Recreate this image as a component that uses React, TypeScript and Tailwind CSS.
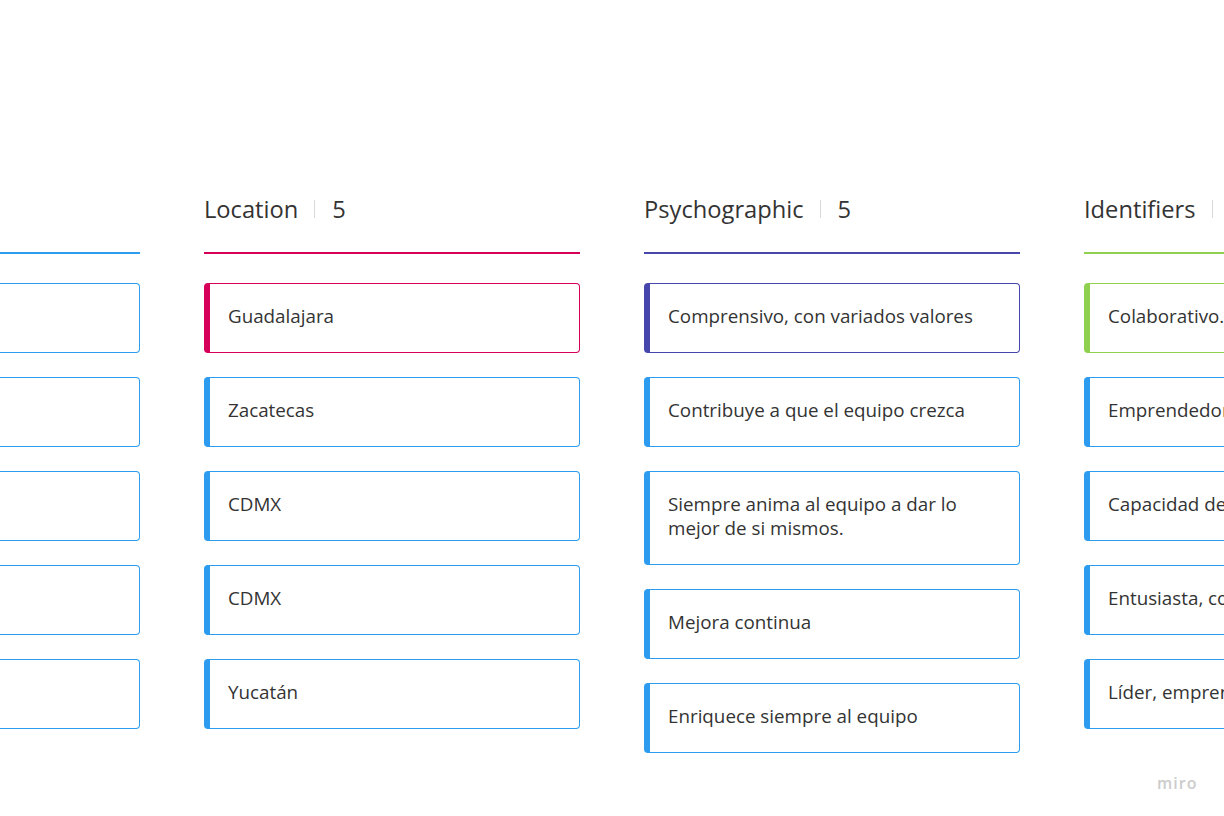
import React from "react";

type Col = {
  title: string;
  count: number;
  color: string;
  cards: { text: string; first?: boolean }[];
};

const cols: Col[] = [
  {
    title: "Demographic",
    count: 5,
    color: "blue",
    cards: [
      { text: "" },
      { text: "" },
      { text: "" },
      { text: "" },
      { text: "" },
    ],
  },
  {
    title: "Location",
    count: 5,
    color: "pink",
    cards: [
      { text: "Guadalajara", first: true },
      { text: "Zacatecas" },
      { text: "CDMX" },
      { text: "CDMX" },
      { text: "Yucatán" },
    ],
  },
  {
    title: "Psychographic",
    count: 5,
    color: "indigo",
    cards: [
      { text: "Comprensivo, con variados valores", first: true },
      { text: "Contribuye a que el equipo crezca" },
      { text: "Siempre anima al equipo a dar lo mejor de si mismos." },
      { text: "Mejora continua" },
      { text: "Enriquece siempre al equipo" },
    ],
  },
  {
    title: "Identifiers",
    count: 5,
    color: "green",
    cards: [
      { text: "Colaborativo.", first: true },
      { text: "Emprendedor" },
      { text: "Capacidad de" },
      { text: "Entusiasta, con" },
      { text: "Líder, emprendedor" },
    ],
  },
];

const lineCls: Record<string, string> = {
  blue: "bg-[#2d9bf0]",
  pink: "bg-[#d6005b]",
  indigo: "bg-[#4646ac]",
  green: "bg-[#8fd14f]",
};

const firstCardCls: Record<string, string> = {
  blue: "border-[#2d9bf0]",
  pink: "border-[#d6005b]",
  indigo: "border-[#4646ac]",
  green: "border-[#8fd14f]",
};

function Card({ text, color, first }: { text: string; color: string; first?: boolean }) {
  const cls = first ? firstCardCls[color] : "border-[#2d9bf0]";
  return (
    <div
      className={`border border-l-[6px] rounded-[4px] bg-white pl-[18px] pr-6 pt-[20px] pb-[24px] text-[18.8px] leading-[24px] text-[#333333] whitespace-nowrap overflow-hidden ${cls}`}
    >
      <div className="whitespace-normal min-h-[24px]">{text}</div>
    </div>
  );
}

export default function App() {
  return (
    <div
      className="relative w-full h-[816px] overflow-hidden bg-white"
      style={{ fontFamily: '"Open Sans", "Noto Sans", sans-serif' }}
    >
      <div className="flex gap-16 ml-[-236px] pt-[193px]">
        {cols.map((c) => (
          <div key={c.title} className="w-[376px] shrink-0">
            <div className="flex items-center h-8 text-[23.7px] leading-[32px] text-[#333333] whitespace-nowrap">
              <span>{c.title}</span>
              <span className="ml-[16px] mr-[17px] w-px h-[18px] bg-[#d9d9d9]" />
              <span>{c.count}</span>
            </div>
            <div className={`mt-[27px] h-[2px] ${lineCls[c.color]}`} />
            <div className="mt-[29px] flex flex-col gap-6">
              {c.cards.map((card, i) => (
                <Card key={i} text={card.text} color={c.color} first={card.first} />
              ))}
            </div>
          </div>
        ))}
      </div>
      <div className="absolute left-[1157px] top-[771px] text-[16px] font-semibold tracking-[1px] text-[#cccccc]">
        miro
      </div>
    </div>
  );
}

========================

What is required:
Restate the data above word for word. Do not include the images.

Result of this task:
Recreate this image as a component that uses React, TypeScript and Tailwind CSS.
import React from "react";

type Col = {
  title: string;
  count: number;
  color: string;
  cards: { text: string; first?: boolean }[];
};

const cols: Col[] = [
  {
    title: "Demographic",
    count: 5,
    color: "blue",
    cards: [
      { text: "" },
      { text: "" },
      { text: "" },
      { text: "" },
      { text: "" },
    ],
  },
  {
    title: "Location",
    count: 5,
    color: "pink",
    cards: [
      { text: "Guadalajara", first: true },
      { text: "Zacatecas" },
      { text: "CDMX" },
      { text: "CDMX" },
      { text: "Yucatán" },
    ],
  },
  {
    title: "Psychographic",
    count: 5,
    color: "indigo",
    cards: [
      { text: "Comprensivo, con variados valores", first: true },
      { text: "Contribuye a que el equipo crezca" },
      { text: "Siempre anima al equipo a dar lo mejor de si mismos." },
      { text: "Mejora continua" },
      { text: "Enriquece siempre al equipo" },
    ],
  },
  {
    title: "Identifiers",
    count: 5,
    color: "green",
    cards: [
      { text: "Colaborativo.", first: true },
      { text: "Emprendedor" },
      { text: "Capacidad de" },
      { text: "Entusiasta, con" },
      { text: "Líder, emprendedor" },
    ],
  },
];

const lineCls: Record<string, string> = {
  blue: "bg-[#2d9bf0]",
  pink: "bg-[#d6005b]",
  indigo: "bg-[#4646ac]",
  green: "bg-[#8fd14f]",
};

const firstCardCls: Record<string, string> = {
  blue: "border-[#2d9bf0]",
  pink: "border-[#d6005b]",
  indigo: "border-[#4646ac]",
  green: "border-[#8fd14f]",
};

function Card({ text, color, first }: { text: string; color: string; first?: boolean }) {
  const cls = first ? firstCardCls[color] : "border-[#2d9bf0]";
  return (
    <div
      className={`border border-l-[6px] rounded-[4px] bg-white pl-[18px] pr-6 pt-[20px] pb-[24px] text-[18.8px] leading-[24px] text-[#333333] whitespace-nowrap overflow-hidden ${cls}`}
    >
      <div className="whitespace-normal min-h-[24px]">{text}</div>
    </div>
  );
}

export default function App() {
  return (
    <div
      className="relative w-full h-[816px] overflow-hidden bg-white"
      style={{ fontFamily: '"Open Sans", "Noto Sans", sans-serif' }}
    >
      <div className="flex gap-16 ml-[-236px] pt-[193px]">
        {cols.map((c) => (
          <div key={c.title} className="w-[376px] shrink-0">
            <div className="flex items-center h-8 text-[23.7px] leading-[32px] text-[#333333] whitespace-nowrap">
              <span>{c.title}</span>
              <span className="ml-[16px] mr-[17px] w-px h-[18px] bg-[#d9d9d9]" />
              <span>{c.count}</span>
            </div>
            <div className={`mt-[27px] h-[2px] ${lineCls[c.color]}`} />
            <div className="mt-[29px] flex flex-col gap-6">
              {c.cards.map((card, i) => (
                <Card key={i} text={card.text} color={c.color} first={card.first} />
              ))}
            </div>
          </div>
        ))}
      </div>
      <div className="absolute left-[1157px] top-[771px] text-[16px] font-semibold tracking-[1px] text-[#cccccc]">
        miro
      </div>
    </div>
  );
}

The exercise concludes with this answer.